China sees first COVID-19 death in months as WHO team arrives

Amid a surge in coronavirus cases, China on Thursday reported its first coronavirus death since May. Photo by Stephen Shaver/UPI
Amid a surge in coronavirus cases, China on Thursday reported its first coronavirus death since May. Photo by Stephen Shaver/UPI | License Photo

Jan. 14 (UPI) -- China reported its first COVID-19 death in eight months on Thursday as a team from the World Health Organization arrived in the Asian nation to investigate the virus' origins.

China, the original epicenter of the virus, hasn't altered its coronavirus death toll since May 17 when it increased it by one to 4,634 lives lost following the verification of a death in northeastern Jilin province.


On Thursday, the nation's death toll climbed to 4,635 after China's National Health Commission said a death occurred a day prior in northern Hebei province where health officials have locked down the three cities of Langfang, Shijiazhuang and Xingtai, affecting millions in an effort to stamp out the virus' spread.

Chinese health officials also reported 138 COVID-19 infections diagnosed in the past 24 hours, 81 of which were in Hebei province where 478 cases have been recorded this year with all but seven being the product of local transmission, according to Chinese health data.


The 138 cases is also the highest number of cases China has seen in a 24-hour period since March, lifting its total to 87,844 infections on Thursday as a 10-member team from the World Health Organization landed in the central Chinese city of Wuhan, ground zero of the pandemic, The New York Times reported.

The first cases of COVID-19 were diagnosed in Wuhan in December of 2019 and countries have since been trying to gain access to the city from Chinese officials to investigate the virus' origins but have failed to gain entrance until now.

Zhao Lijian, a Chinese Foreign Ministry spokesperson, told reporters earlier this week that the WHO team was to land Thursday and "conduct scientific cooperation in origin-tracing with Chinese authorities."

WHO Director-General Tedros Adhanom Ghebreyesus told reporters Monday that the team will work to identify the source of the early cases, which will become the basis for further studies into the disease.

"This is important not just for COVID-19 but for the future of global health security and to manage emerging disease threats with pandemic potential," he said.

Asked if they will send teams to other countries, Maria Van Kerkhove, WHO's COVID-19 technical lead, replied all research starts with Wuhan.


"The studies being in Wuhan.

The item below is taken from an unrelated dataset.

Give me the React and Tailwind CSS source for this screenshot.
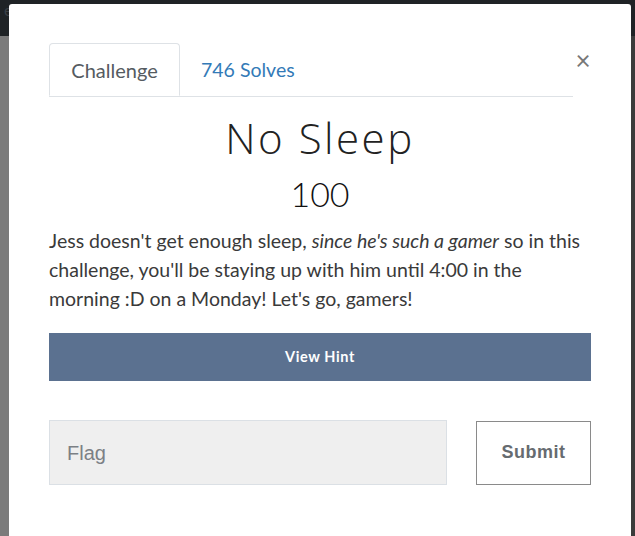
import React from 'react';

const App = () => {
  return (
    <div className="relative h-[536px] w-[635px] overflow-hidden bg-[#7b7b7b]" style={{ fontFamily: 'Lato, sans-serif' }}>
      <div className="h-[36px] bg-[#1f2326] px-1 pt-[2px] text-[16px] leading-[16px] text-[#3a4046]">enges</div>
      <div className="absolute right-0 top-[36px] h-[500px] w-[4px] bg-[#3b3b3b]" />
      <div className="absolute left-[9px] top-[4px] h-[540px] w-[622px] rounded-[3px] bg-white px-[40px] pt-[39px]">
        <div className="flex items-start">
          <div className="flex flex-1 border-b border-[#dee2e6]">
            <div className="-mb-px flex h-[53px] w-[131px] items-center justify-center rounded-t-[4px] border border-b-white border-[#dee2e6] bg-white text-[20px] text-[#555b61]">
              Challenge
            </div>
            <div className="flex h-[53px] items-center px-[21px] text-[19.5px] text-[#337ab7]">746 Solves</div>
          </div>
          <button className="ml-[2px] mt-[4px] w-[16px] text-[26px] leading-[26px] text-[#777]">×</button>
        </div>
        <h2 className="mt-[17px] text-center text-[42px] font-light leading-[48px] tracking-[2.5px] text-[#222]" style={{ fontFamily: '"Open Sans", sans-serif' }}>
          No Sleep
        </h2>
        <div className="mt-[12px] text-center text-[34px] font-light leading-[40px] text-[#111]">100</div>
        <p className="mt-[12px] text-[19.5px] leading-[29px] text-[#3a3a3a]">
          Jess doesn't get enough sleep, <em>since he's such a gamer</em> so in this challenge, you'll be staying up with him until 4:00 in the morning :D on a Monday! Let's go, gamers!
        </p>
        <button className="mt-[20px] flex h-[48px] w-full items-center justify-center bg-[#5b7190] text-[14.5px] font-bold tracking-[0.6px] text-white">
          View Hint
        </button>
        <div className="mt-[39px] flex items-center">
          <div className="flex h-[65px] w-[398px] items-center border border-[#dbe0e5] bg-[#efefef] px-[17px] text-[20px] text-[#7c8085]" style={{ fontFamily: '"Liberation Sans", sans-serif' }}>
            Flag
          </div>
          <button className="ml-auto h-[64px] w-[115px] border border-[#8a8a8a] bg-white text-[18px] font-bold tracking-[0.5px] text-[#666b70]" style={{ fontFamily: '"Liberation Sans", sans-serif' }}>
            Submit
          </button>
        </div>
      </div>
    </div>
  );
};

export default App;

They being where the first initial patients were identified and then there will be many more studies that will follow from there," she said, adding, "the studies that are commencing in Wuhan, that have been ongoing in Wuhan, especially looking at those initial patients that were first identified in December, are really, really critical to help us better understand the beginning of this pandemic."

The team's arrival in China comes months after WHO approved a resolution led by the European Union and Australia in May to launch an independent probe of the virus' origins, despite pushback from Chinese officials.

The WHO announced the team last month following months of negations with China, and members were en route to Wuhan last week when they were rerouted after WHO was informed they had yet to gain permission to enter the Asian nation.

Tedros told reporters last week he was "very disappointed" his team wasn't allowed to enter China.

The United States has often criticized China amid the pandemic, accusing it of attempting to cover up the virus' initial outbreak, and also of the WHO, accusing it of aiding the Asian nation in doing so.


In July, President Donald Trump announced that the United States, the WHO's most important donor, would be withdrawing from the United Nations' healthy body.